— Required work —
The data must be written out once more, precisely as given.
--- Recorded information ---
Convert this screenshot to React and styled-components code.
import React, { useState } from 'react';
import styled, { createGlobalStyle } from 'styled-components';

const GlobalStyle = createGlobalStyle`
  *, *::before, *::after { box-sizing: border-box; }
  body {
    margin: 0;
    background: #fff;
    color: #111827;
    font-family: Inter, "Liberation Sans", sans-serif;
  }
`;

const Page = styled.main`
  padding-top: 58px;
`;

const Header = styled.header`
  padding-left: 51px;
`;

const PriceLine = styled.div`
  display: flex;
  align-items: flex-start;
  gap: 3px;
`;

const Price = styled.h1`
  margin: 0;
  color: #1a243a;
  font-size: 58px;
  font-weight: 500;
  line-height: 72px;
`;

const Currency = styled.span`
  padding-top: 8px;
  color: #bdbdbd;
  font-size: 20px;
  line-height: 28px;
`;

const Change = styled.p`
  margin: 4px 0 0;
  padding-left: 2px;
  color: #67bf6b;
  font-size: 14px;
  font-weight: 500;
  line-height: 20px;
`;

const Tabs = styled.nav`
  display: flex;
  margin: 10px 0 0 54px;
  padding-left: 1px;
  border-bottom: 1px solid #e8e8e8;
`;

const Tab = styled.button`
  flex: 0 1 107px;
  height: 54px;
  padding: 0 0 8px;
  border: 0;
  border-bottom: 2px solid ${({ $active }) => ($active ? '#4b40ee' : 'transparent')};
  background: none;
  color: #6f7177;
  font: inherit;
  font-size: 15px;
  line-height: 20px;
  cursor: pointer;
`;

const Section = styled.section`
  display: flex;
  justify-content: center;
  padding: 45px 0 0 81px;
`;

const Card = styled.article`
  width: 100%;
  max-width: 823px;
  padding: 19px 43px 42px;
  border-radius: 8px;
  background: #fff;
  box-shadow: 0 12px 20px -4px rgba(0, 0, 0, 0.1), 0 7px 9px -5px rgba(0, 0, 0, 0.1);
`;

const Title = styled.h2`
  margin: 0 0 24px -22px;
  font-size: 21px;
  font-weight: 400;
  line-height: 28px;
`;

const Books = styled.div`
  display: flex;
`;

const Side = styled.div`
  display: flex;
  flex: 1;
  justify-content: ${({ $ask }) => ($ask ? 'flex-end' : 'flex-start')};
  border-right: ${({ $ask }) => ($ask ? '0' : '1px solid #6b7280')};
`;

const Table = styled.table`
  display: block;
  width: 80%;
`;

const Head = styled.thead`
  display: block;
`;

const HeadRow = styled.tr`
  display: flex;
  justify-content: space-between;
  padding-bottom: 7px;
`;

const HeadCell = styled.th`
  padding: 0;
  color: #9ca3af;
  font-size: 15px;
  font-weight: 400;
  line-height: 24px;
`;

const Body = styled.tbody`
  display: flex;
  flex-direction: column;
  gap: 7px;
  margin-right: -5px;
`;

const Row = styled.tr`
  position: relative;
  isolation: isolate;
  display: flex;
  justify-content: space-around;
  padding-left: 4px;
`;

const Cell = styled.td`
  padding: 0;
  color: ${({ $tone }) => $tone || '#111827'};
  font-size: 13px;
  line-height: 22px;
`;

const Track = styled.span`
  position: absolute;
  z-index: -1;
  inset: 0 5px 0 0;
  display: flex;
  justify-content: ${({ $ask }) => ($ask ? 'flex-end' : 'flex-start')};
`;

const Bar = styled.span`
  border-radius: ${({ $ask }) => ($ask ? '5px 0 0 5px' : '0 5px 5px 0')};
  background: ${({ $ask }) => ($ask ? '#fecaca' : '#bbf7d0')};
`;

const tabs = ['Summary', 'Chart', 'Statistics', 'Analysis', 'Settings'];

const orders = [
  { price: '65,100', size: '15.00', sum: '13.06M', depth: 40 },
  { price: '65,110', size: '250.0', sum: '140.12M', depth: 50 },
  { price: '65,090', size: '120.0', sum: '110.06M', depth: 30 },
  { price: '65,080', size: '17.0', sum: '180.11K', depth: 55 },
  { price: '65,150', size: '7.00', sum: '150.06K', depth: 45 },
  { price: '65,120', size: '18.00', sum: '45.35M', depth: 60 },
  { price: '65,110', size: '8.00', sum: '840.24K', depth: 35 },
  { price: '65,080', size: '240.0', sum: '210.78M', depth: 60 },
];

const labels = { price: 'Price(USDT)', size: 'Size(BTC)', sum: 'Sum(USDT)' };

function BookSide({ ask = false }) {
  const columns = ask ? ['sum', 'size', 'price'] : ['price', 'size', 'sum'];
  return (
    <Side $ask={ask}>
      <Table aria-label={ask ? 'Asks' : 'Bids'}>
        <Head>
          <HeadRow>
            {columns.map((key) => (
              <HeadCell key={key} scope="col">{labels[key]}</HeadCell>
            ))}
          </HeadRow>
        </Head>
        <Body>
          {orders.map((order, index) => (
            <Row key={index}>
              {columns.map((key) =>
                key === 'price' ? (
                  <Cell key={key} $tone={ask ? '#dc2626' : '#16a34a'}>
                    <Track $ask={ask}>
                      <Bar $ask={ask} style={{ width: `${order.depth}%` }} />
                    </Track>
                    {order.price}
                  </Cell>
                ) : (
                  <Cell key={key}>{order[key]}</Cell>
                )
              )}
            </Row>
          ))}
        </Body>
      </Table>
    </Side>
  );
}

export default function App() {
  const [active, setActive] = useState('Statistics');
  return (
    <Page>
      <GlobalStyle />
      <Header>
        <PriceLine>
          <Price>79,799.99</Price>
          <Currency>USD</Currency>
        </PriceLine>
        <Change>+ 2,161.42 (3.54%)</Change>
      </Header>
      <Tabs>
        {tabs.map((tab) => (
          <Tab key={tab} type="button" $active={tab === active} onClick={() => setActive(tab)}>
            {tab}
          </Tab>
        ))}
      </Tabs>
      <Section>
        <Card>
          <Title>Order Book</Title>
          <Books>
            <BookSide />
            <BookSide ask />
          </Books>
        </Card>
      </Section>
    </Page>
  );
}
---
— Solution to this exercise —
Convert this screenshot to React and styled-components code.
import React, { useState } from 'react';
import styled, { createGlobalStyle } from 'styled-components';

const GlobalStyle = createGlobalStyle`
  *, *::before, *::after { box-sizing: border-box; }
  body {
    margin: 0;
    background: #fff;
    color: #111827;
    font-family: Inter, "Liberation Sans", sans-serif;
  }
`;

const Page = styled.main`
  padding-top: 58px;
`;

const Header = styled.header`
  padding-left: 51px;
`;

const PriceLine = styled.div`
  display: flex;
  align-items: flex-start;
  gap: 3px;
`;

const Price = styled.h1`
  margin: 0;
  color: #1a243a;
  font-size: 58px;
  font-weight: 500;
  line-height: 72px;
`;

const Currency = styled.span`
  padding-top: 8px;
  color: #bdbdbd;
  font-size: 20px;
  line-height: 28px;
`;

const Change = styled.p`
  margin: 4px 0 0;
  padding-left: 2px;
  color: #67bf6b;
  font-size: 14px;
  font-weight: 500;
  line-height: 20px;
`;

const Tabs = styled.nav`
  display: flex;
  margin: 10px 0 0 54px;
  padding-left: 1px;
  border-bottom: 1px solid #e8e8e8;
`;

const Tab = styled.button`
  flex: 0 1 107px;
  height: 54px;
  padding: 0 0 8px;
  border: 0;
  border-bottom: 2px solid ${({ $active }) => ($active ? '#4b40ee' : 'transparent')};
  background: none;
  color: #6f7177;
  font: inherit;
  font-size: 15px;
  line-height: 20px;
  cursor: pointer;
`;

const Section = styled.section`
  display: flex;
  justify-content: center;
  padding: 45px 0 0 81px;
`;

const Card = styled.article`
  width: 100%;
  max-width: 823px;
  padding: 19px 43px 42px;
  border-radius: 8px;
  background: #fff;
  box-shadow: 0 12px 20px -4px rgba(0, 0, 0, 0.1), 0 7px 9px -5px rgba(0, 0, 0, 0.1);
`;

const Title = styled.h2`
  margin: 0 0 24px -22px;
  font-size: 21px;
  font-weight: 400;
  line-height: 28px;
`;

const Books = styled.div`
  display: flex;
`;

const Side = styled.div`
  display: flex;
  flex: 1;
  justify-content: ${({ $ask }) => ($ask ? 'flex-end' : 'flex-start')};
  border-right: ${({ $ask }) => ($ask ? '0' : '1px solid #6b7280')};
`;

const Table = styled.table`
  display: block;
  width: 80%;
`;

const Head = styled.thead`
  display: block;
`;

const HeadRow = styled.tr`
  display: flex;
  justify-content: space-between;
  padding-bottom: 7px;
`;

const HeadCell = styled.th`
  padding: 0;
  color: #9ca3af;
  font-size: 15px;
  font-weight: 400;
  line-height: 24px;
`;

const Body = styled.tbody`
  display: flex;
  flex-direction: column;
  gap: 7px;
  margin-right: -5px;
`;

const Row = styled.tr`
  position: relative;
  isolation: isolate;
  display: flex;
  justify-content: space-around;
  padding-left: 4px;
`;

const Cell = styled.td`
  padding: 0;
  color: ${({ $tone }) => $tone || '#111827'};
  font-size: 13px;
  line-height: 22px;
`;

const Track = styled.span`
  position: absolute;
  z-index: -1;
  inset: 0 5px 0 0;
  display: flex;
  justify-content: ${({ $ask }) => ($ask ? 'flex-end' : 'flex-start')};
`;

const Bar = styled.span`
  border-radius: ${({ $ask }) => ($ask ? '5px 0 0 5px' : '0 5px 5px 0')};
  background: ${({ $ask }) => ($ask ? '#fecaca' : '#bbf7d0')};
`;

const tabs = ['Summary', 'Chart', 'Statistics', 'Analysis', 'Settings'];

const orders = [
  { price: '65,100', size: '15.00', sum: '13.06M', depth: 40 },
  { price: '65,110', size: '250.0', sum: '140.12M', depth: 50 },
  { price: '65,090', size: '120.0', sum: '110.06M', depth: 30 },
  { price: '65,080', size: '17.0', sum: '180.11K', depth: 55 },
  { price: '65,150', size: '7.00', sum: '150.06K', depth: 45 },
  { price: '65,120', size: '18.00', sum: '45.35M', depth: 60 },
  { price: '65,110', size: '8.00', sum: '840.24K', depth: 35 },
  { price: '65,080', size: '240.0', sum: '210.78M', depth: 60 },
];

const labels = { price: 'Price(USDT)', size: 'Size(BTC)', sum: 'Sum(USDT)' };

function BookSide({ ask = false }) {
  const columns = ask ? ['sum', 'size', 'price'] : ['price', 'size', 'sum'];
  return (
    <Side $ask={ask}>
      <Table aria-label={ask ? 'Asks' : 'Bids'}>
        <Head>
          <HeadRow>
            {columns.map((key) => (
              <HeadCell key={key} scope="col">{labels[key]}</HeadCell>
            ))}
          </HeadRow>
        </Head>
        <Body>
          {orders.map((order, index) => (
            <Row key={index}>
              {columns.map((key) =>
                key === 'price' ? (
                  <Cell key={key} $tone={ask ? '#dc2626' : '#16a34a'}>
                    <Track $ask={ask}>
                      <Bar $ask={ask} style={{ width: `${order.depth}%` }} />
                    </Track>
                    {order.price}
                  </Cell>
                ) : (
                  <Cell key={key}>{order[key]}</Cell>
                )
              )}
            </Row>
          ))}
        </Body>
      </Table>
    </Side>
  );
}

export default function App() {
  const [active, setActive] = useState('Statistics');
  return (
    <Page>
      <GlobalStyle />
      <Header>
        <PriceLine>
          <Price>79,799.99</Price>
          <Currency>USD</Currency>
        </PriceLine>
        <Change>+ 2,161.42 (3.54%)</Change>
      </Header>
      <Tabs>
        {tabs.map((tab) => (
          <Tab key={tab} type="button" $active={tab === active} onClick={() => setActive(tab)}>
            {tab}
          </Tab>
        ))}
      </Tabs>
      <Section>
        <Card>
          <Title>Order Book</Title>
          <Books>
            <BookSide />
            <BookSide ask />
          </Books>
        </Card>
      </Section>
    </Page>
  );
}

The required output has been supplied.